Case 4 - Reconfigurable Computing for High Performance Applications

Submitting Institution

Imperial College London

Unit of Assessment

Electrical and Electronic Engineering, Metallurgy and Materials

Summary Impact Type

Technological

Research Subject Area(s)

Information and Computing Sciences: Computation Theory and Mathematics, Computer Software
Technology: Computer Hardware


Download original

PDF

Summary of the impact

In the last 20 years, reconfigurable technology has transformed High-Performance Computing and Embedded Systems Design. Research of the Custom Computing and Reconfigurable Systems teams at Imperial made pivotal contributions to this transformation, targeting particularly Field-Programmable Gate Array (FPGA) technology. Since 2008, the impact of this research has been to

I1) underpin design flow for partial run-time reconfigurable designs for Xilinx FPGA devices;

I2) contribute to the start-up company Maxeler, pioneering reconfigurable computing systems and cloud services for high-performance computing in the financial and other sectors;

I3) enable near real-time risk analysis for JP Morgan's global portfolio to analyse and manage risk much faster than previously possible;

I4) achieve about 250 times speedup for Chevron's seismic modelling for oil and gas exploration, compared to the alternative use of CPU-based machines;

I5) accelerate a financial market integrity platform for BlueBee and HL Steam in hardware.

Underpinning research

Field-Programmable Gate Arrays (FPGAs) are a technology introduced in the 80's. They provide an affordable vehicle for hardware acceleration of sophisticated software. The emergence of FPGAs has enabled novel computing engines for solving complex scientific and commercial problems. Research groups in Department of Electrical & Electronic Engineering (EEE) and the Department of Computing (DoC) conducted the underpinning research for the above impacts (I1- I5). The group in EEE, consisting of Prof. Peter Cheung (lead), Prof. George Constantinides and Dr. David Thomas, focused mainly on hardware architecture, synthesis algorithms and applications in financial modelling and digital signal processing. The DoC group, consisting of Prof. Wayne Luk (lead) and Dr. Oskar Mencer, focused mainly on application-specific programming languages, compilers, run-time reconfigurability and system aspects. These research groups and their collaborations have produced significant research advances that underpin the above impacts, clustered in five topics (R1-R5) and mapped to references and the specific impacts:

R1 Design of FPGA-based reconfigurable computing systems [1,2; I1]: FPGA-based computing systems provide the flexibility of run-time reconfigurability. However, this advantage also adds a new dimension to the complexity of system design, especially when the FPGA device supports partial run-time reconfiguration. Since 1995, our teams have developed new automatic design tools that efficiently exploit the dynamic reconfigurable nature of FPGAs in producing novel implementations of computing systems. For specific classes of devices, the techniques we developed reduce reconfiguration time from time linear in their size to constant time at best and logarithmic time at worst. This work has resulted in two granted patents (US6369610, US7543283).

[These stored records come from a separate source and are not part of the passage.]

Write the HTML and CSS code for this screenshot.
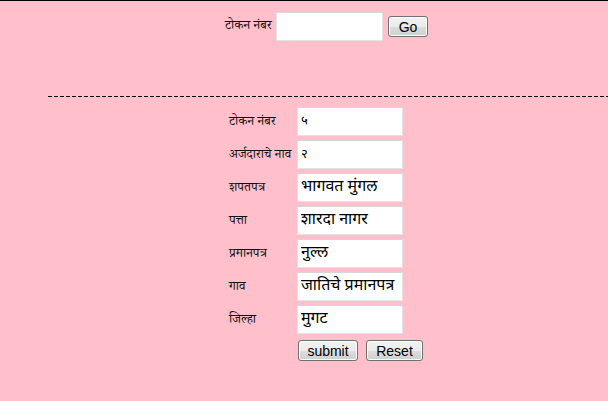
FILE: index.html
```html
<!DOCTYPE html>
<html lang="mr">
<head>
<meta charset="utf-8">
<title>टोकन</title>
<link rel="stylesheet" href="styles.css">
</head>
<body>
<div class="search">
  <span class="search-label">टोकन नंबर</span>
  <input class="field search-field" type="text" value="">
  <button class="btn btn-go" type="button">Go</button>
</div>
<div class="divider"></div>
<form class="details">
  <div class="row"><span class="label">टोकन नंबर</span><input class="field small" type="text" value="५"></div>
  <div class="row"><span class="label">अर्जदाराचे नाव</span><input class="field small" type="text" value="२"></div>
  <div class="row"><span class="label">शपतपत्र</span><input class="field big" type="text" value="भागवत मुंगल"></div>
  <div class="row"><span class="label">पत्ता</span><input class="field big" type="text" value="शारदा नागर"></div>
  <div class="row"><span class="label">प्रमानपत्र</span><input class="field big" type="text" value="नुल्ल"></div>
  <div class="row"><span class="label">गाव</span><input class="field big" type="text" value="जातिचे प्रमानपत्र"></div>
  <div class="row"><span class="label">जिल्हा</span><input class="field big" type="text" value="मुगट"></div>
  <div class="actions">
    <button class="btn btn-submit" type="button">submit</button>
    <button class="btn btn-reset" type="reset">Reset</button>
  </div>
</form>
</body>
</html>
```
FILE: styles.css
```css
html, body {
  margin: 0;
  padding: 0;
}
body {
  background: #ffc0cb;
  border-top: 1px solid #000;
  min-height: 400px;
  font-family: "Noto Serif Devanagari", "Noto Sans Devanagari", "Liberation Serif", serif;
  color: #000;
}
.search {
  display: flex;
  align-items: center;
  margin: 11px 0 0 225px;
  height: 29px;
}
.search-label {
  font-size: 13px;
  width: 47px;
  white-space: nowrap;
  margin-right: 4px;
  color: #111;
}
.field {
  box-sizing: border-box;
  width: 106px;
  height: 29px;
  margin: 0;
  padding: 1px 3px;
  background: #fff;
  border: 1px solid #e3e3e3;
  border-top-color: #d6d6d6;
  font-family: "Noto Sans Devanagari", "Noto Serif Devanagari", "Liberation Sans", sans-serif;
  color: #000;
  outline: none;
}
.search-field {
  width: 107px;
}
.field.small {
  font-size: 13px;
}
.field.big {
  font-size: 16px;
}
.btn {
  box-sizing: border-box;
  height: 21px;
  margin: 0;
  padding: 0 4px;
  font-family: "Liberation Sans", Arial, sans-serif;
  font-size: 14px;
  color: #000;
  border: 1px solid #707070;
  border-radius: 3px;
  background: linear-gradient(#f2f2f2 0%, #ebebeb 50%, #dddddd 51%, #cfcfcf 100%);
  box-shadow: inset 0 0 0 1px #fcfcfc;
}
.btn-go {
  width: 40px;
  margin-left: 5px;
}
.divider {
  height: 1px;
  margin: 55px 0 0 48px;
  background: repeating-linear-gradient(to right, #000 0 4px, transparent 4px 6px);
}
.details {
  display: flex;
  flex-direction: column;
  gap: 4px;
  margin: 10px 0 0 229px;
}
.row {
  display: flex;
  align-items: center;
}
.label {
  width: 68px;
  font-size: 13px;
  white-space: nowrap;
  padding-top: 2px;
  color: #111;
}
.actions {
  display: flex;
  gap: 8px;
  margin: 2px 0 0 69px;
}
.btn-submit {
  width: 60px;
}
.btn-reset {
  width: 57px;
}
```
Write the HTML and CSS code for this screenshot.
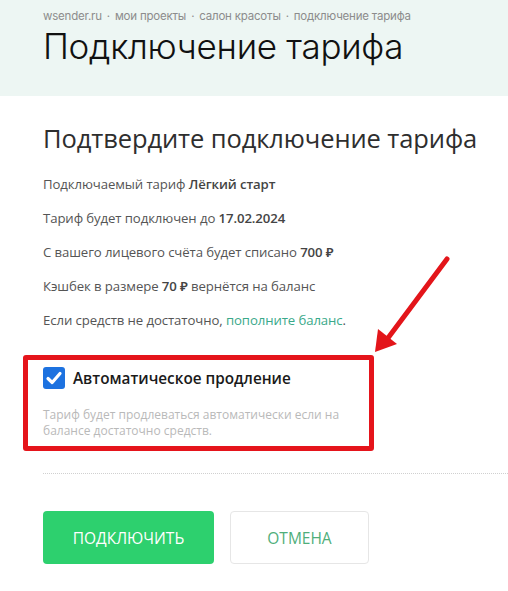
FILE: index.html
```html
<!DOCTYPE html>
<html lang="ru">
<head>
<meta charset="utf-8">
<link rel="stylesheet" href="styles.css">
</head>
<body>
<header class="page-head">
  <nav class="crumbs">wsender.ru<span class="dot">·</span>мои проекты<span class="dot">·</span>салон красоты<span class="dot">·</span>подключение тарифа</nav>
  <h1 class="title">Подключение тарифа</h1>
</header>
<main class="content">
  <h2 class="subtitle">Подтвердите подключение тарифа</h2>
  <p class="line">Подключаемый тариф <b>Лёгкий старт</b></p>
  <p class="line">Тариф будет подключен до <b>17.02.2024</b></p>
  <p class="line">С вашего лицевого счёта будет списано <b>700 ₽</b></p>
  <p class="line">Кэшбек в размере <b>70 ₽</b> вернётся на баланс</p>
  <p class="line">Если средств не достаточно, <a class="link" href="#">пополните баланс</a>.</p>

  <div class="option">
    <label class="check">
      <span class="box">
        <svg width="22" height="22" viewBox="0 0 22 22"><rect x="0" y="0" width="22" height="22" rx="3" fill="#1d72e0"/><path d="M5 11.5 L9.2 15.5 L17 6.5" fill="none" stroke="#fff" stroke-width="3.2" stroke-linecap="round" stroke-linejoin="round"/></svg>
      </span>
      <span class="check-label">Автоматическое продление</span>
    </label>
    <p class="hint">Тариф будет продлеваться автоматически если на балансе достаточно средств.</p>
  </div>

  <hr class="sep">

  <div class="actions">
    <button class="btn btn-primary">ПОДКЛЮЧИТЬ</button>
    <button class="btn btn-ghost">ОТМЕНА</button>
  </div>
</main>
<svg class="arrow" width="100" height="110" viewBox="0 0 100 110">
  <line x1="87" y1="9" x2="28" y2="88" stroke="#e3151a" stroke-width="5" stroke-linecap="round"/>
  <polygon points="15,102 18,79 37,94" fill="#e3151a"/>
</svg>
</body>
</html>
```
FILE: styles.css
```css
* { box-sizing: border-box; }
html, body { margin: 0; padding: 0; }
body {
  width: 508px;
  height: 591px;
  overflow: hidden;
  background: #fff;
  font-family: "Open Sans", "Noto Sans", sans-serif;
  color: #555;
  position: relative;
}
.page-head {
  background: #edf6f3;
  height: 96px;
  padding: 7px 0 0 43px;
}
.crumbs {
  font-family: "Inter", "Open Sans", sans-serif;
  font-size: 11.5px;
  color: #8c8c8c;
  line-height: 18px;
  letter-spacing: -0.2px;
}
.crumbs .dot { margin: 0 5px; }
.title {
  margin: 2px 0 0;
  font-family: "Inter", "Open Sans", sans-serif;
  font-weight: 300;
  font-size: 35px;
  line-height: 38px;
  color: #111;
  letter-spacing: -0.3px;
}
.content {
  padding: 26px 0 0 43px;
}
.subtitle {
  margin: 0 0 13px;
  font-size: 25.5px;
  font-weight: 500;
  color: #2e2e2e;
  line-height: 32px;
  letter-spacing: -0.1px;
}
.line {
  margin: 0;
  font-size: 13.2px;
  line-height: 34px;
  color: #555;
  letter-spacing: -0.1px;
}
.line b { font-weight: 600; color: #444; }
.link { color: #3aa98a; text-decoration: none; }
.option {
  margin: 18px 0 0 -20px;
  width: 351px;
  border: 5px solid #e5141b;
  border-radius: 3px;
  padding: 7px 14px 7px 15px;
}
.check {
  display: flex;
  align-items: center;
  gap: 8px;
}
.box { display: block; width: 22px; height: 22px; }
.box svg { display: block; }
.check-label {
  font-size: 15.3px;
  font-weight: 600;
  color: #1a1a1a;
}
.hint {
  margin: 18px 0 0;
  font-size: 12px;
  line-height: 16px;
  color: #b9b9b9;
}
.sep {
  margin: 22px 0 0;
  border: 0;
  border-top: 1px dotted #d0d0d0;
  height: 0;
}
.actions {
  display: flex;
  gap: 16px;
  margin-top: 37px;
}
.btn {
  height: 53px;
  border-radius: 4px;
  font-family: "Open Sans", "Noto Sans", sans-serif;
  font-size: 15.5px;
  font-weight: 400;
  letter-spacing: 0;
  cursor: pointer;
}
.btn-primary {
  width: 171px;
  background: #2dd06e;
  border: 0;
  color: #fff;
}
.btn-ghost {
  width: 139px;
  background: #fff;
  border: 1px solid #e6e6e6;
  color: #4fae7a;
}
.arrow {
  position: absolute;
  left: 360px;
  top: 250px;
}
```
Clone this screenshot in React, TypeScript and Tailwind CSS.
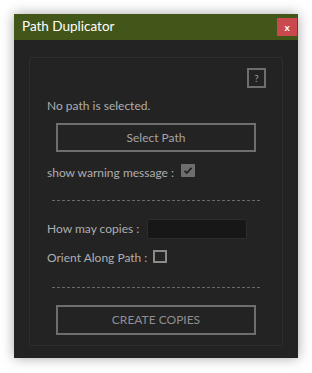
import React from "react";

const font = { fontFamily: 'Lato, "Open Sans", "Liberation Sans", sans-serif' };

export default function App() {
  return (
    <div className="w-[312px] h-[373px] bg-white pt-[14px] pl-[14px]" style={font}>
      <div className="w-[284px] h-[344px] bg-[#232323] shadow-[0_0_12px_rgba(0,0,0,0.35)] flex flex-col">
        <div className="h-[26px] bg-[#43561a] flex items-center pl-[8px] pr-[1px]">
          <span className="text-[13.5px] text-white leading-none">Path Duplicator</span>
          <div className="ml-auto w-[20px] h-[18px] bg-[#c9494f] flex items-center justify-center text-white text-[10px] font-bold leading-none pb-[1px]">
            x
          </div>
        </div>
        <div className="flex-1 pt-[17px] px-[15px] pb-[12px]">
          <div className="h-full border border-[#2e2e2e] rounded-[2px] text-[12px] text-[#aeaeb0] leading-[16px]">
            <div className="flex justify-end pt-[10px] pr-[16px]">
              <div className="w-[19px] h-[20px] border-2 border-[#6e6e6e] flex items-center justify-center text-[10px] text-[#9a9aa6] leading-none">
                ?
              </div>
            </div>
            <div className="mt-[10px] pl-[17px] h-[16px]">No path is selected.</div>
            <div className="mt-[9px] ml-[26px] w-[200px] h-[29px] border-2 border-[#6e6e6e] flex items-center justify-center text-[#a4a4a8]">
              Select Path
            </div>
            <div className="mt-[13px] pl-[17px] h-[16px] flex items-start">
              <span className="w-[134px] whitespace-nowrap">show warning message :</span>
              <div className="-mt-[1px] w-[14px] h-[13px] bg-[#6e6e6e] rounded-[1px] flex items-center justify-center">
                <svg width="10" height="9" viewBox="0 0 10 9">
                  <path d="M1.5 4.8 L3.8 7 L8.5 1.8" fill="none" stroke="#222" strokeWidth="1.8" />
                </svg>
              </div>
            </div>
            <div className="mt-[19px] ml-[22px] w-[208px] border-t border-dashed border-[#6a6a6a]"></div>
            <div className="mt-[18px] pl-[17px] flex items-center h-[20px]">
              <span className="w-[100px] whitespace-nowrap">How may copies :</span>
              <div className="w-[100px] h-[20px] bg-[#171717] border border-[#2c2c2c] rounded-[2px]"></div>
            </div>
            <div className="mt-[11px] pl-[17px] h-[16px] flex items-start">
              <span className="w-[106px] whitespace-nowrap">Orient Along Path :</span>
              <div className="w-[14px] h-[13px] border-2 border-[#8a8a8a]"></div>
            </div>
            <div className="mt-[21px] ml-[22px] w-[208px] border-t border-dashed border-[#6a6a6a]"></div>
            <div className="mt-[17px] ml-[26px] w-[200px] h-[30px] border-2 border-[#6e6e6e] flex items-center justify-center text-[#8e8e94]">
              CREATE COPIES
            </div>
          </div>
        </div>
      </div>
    </div>
  );
}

R2 FPGA-specific compilation and synthesis [3,4; I2-I4]: This stream compiler provides a software-like programming interface to hardware design; it targets FPGAs but maintains the performance of hand-designed circuits. This compiler and interface improve productivity by letting programmers optimize implementations at multiple levels — algorithms, architecture, arithmetic, and gates — and all within the same C++ program. This increased productivity is demonstrated in hardware acceleration of a range of applications, e.g. encryption with Kasumi and IDEA, function evaluation, and Wavelet and LZ-like compression.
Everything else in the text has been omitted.